Por Lola Fernández.
Leo en las noticias de la mañana que ha muerto un filósofo a los 80 años, Antonio Escohotado, en Ibiza, “arropado” por su familia; y mis pensamientos no se van a su obra, sino al hecho de su muerte a una edad avanzada, de cáncer, y en una isla que se asocia a la libertad, algo que choca un poco en estos tiempos de pandemia, no muy dados a conjugar la libertad en cualquier modo. Todos somos víctimas de esta pesadilla de epidemia, que se sentó a nuestra mesa como convidada de piedra, y se ha convertido en protagonista y dueña de nuestras vidas cotidianas, sin poder hacer nada por evitarlo. No sé qué pensará un filósofo, pero seguro que mucho, acerca de los días que vivimos, ni sé qué pensarán las personas mayores (no me gusta llamarles viejas, por respeto hacia ellas, pero lo de personas mayores sé que no les gusta, y lo de tercera edad, menos). Ni me imagino los pensamientos de quienes no tienen una familia para arroparles cuando están cerca de abandonar el mundo de los vivos. O los de quienes por ser mayores no tienen conocimientos ni acceso informático, y ni saben cómo hacer para tener una visita médica. No toda la gente tiene un aparato en sus casas para llamar en caso de necesidad por encontrarse mal; y hay quien, aun teniéndolo, se siente indispuesto lejos de él, incluso en el mismo hogar, y se ve imposibilitado para utilizarlo y que acudan a socorrerle. Hay mucha gente que está literalmente sola, aunque tenga hijos y nietos, o vecinos; y yo me pregunto qué sienten, qué miedos les acechan cada mañana al levantarse, igual después de una noche sin apenas dormir, teniendo que levantarse a solas para ir al baño, sin mucha más compañía que las voces de sus programas preferidos de la radio. No se trata de personas solitarias, sino de personas que están y se sienten solas, muy solas.
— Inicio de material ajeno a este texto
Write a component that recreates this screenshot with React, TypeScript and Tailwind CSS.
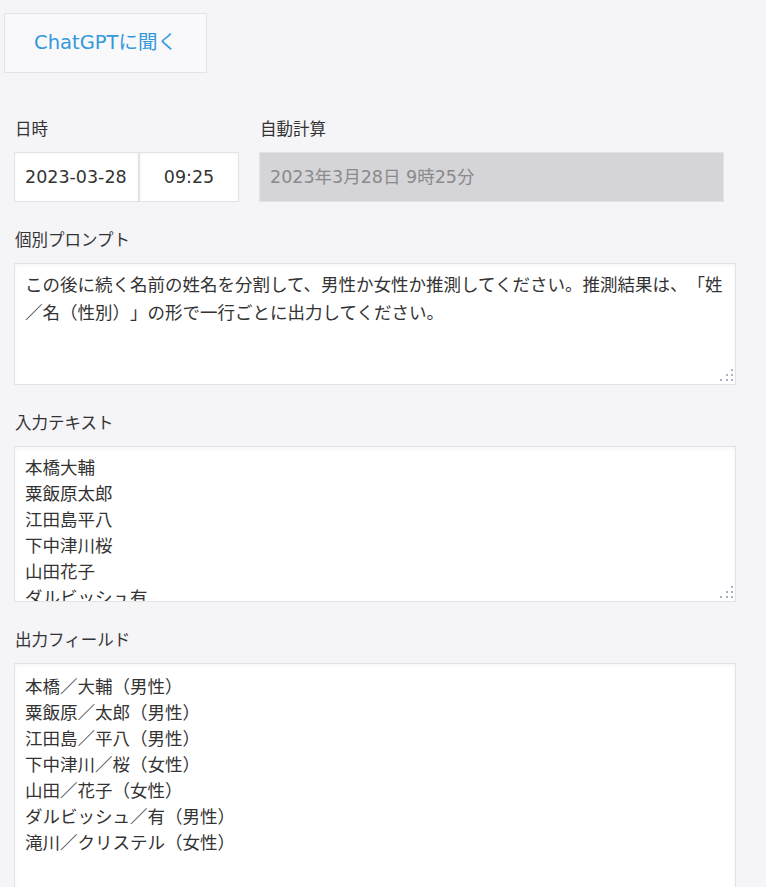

Y ahora, a esa soledad añado un ingrediente nada trivial, los cuidados para la prevención de la Covid 19. Me pregunto otra vez por cómo vivirán las personas de edad avanzada esto de los geles hidroalcohólicos, las mascarillas de este o aquel tipo, y, sobre todo, lo de la distancia social. Cómo asimilarán la falta de contacto físico, la ausencia de abrazos, el salir a la calle y cruzarse no ya con rostros conocidos o no, sino con caras enmascaradas y solamente ojos. La vejez no es una etapa de la vida especialmente ilusionante, y nada tiene de raro que se asocie a estados depresivos: la fuerza física se va aminorando, se atenúan los reflejos, la salud se deteriora, aparecen los achaques que si buscan remedio les dicen con frecuencia que no hay tratamiento, que son cosas de la edad, y todo lo que la inmensa mayoría conocemos de sobra. Ciertamente eso se compensa con la alegría de una descendencia que vuelve a llenar las casas de ruidos y risas infantiles, con nietos, cuando no también bisnietos, que les dan vida a los abuelos y abuelas. Pero en estos tiempos de virus asesinos, eso está cambiando irremediablemente, y la verdad es que los mayores no tienen muchos motivos para la alegría. Leí en las redes que una nieta había preguntado a su abuelo qué cosas le hacían feliz, y se había quedado “destrozada” ante la simpleza de las cosas que anhelaba y le alegraban la vida, que se resumían en pasar más tiempo con los suyos. Me quedo de ese listado con algo tan sencillo como: Cuando nos llaman por teléfono los hijos, que no son muchas veces… Y es que contamos con mil modos de comunicarnos, muchos de ellos absolutamente gratuitos, y perdemos mucho de nuestro tiempo en redes y demás cosas sin la menor importancia; y a veces se nos olvida que hay quien está esperando un detalle, y, si no una visita, al menos una llamada sin prisas. Una llamada que les lleve amor, calor, compañía. Que no pasen sus días sintiendo que esa terrible soledad y su tristeza son cosas de la edad.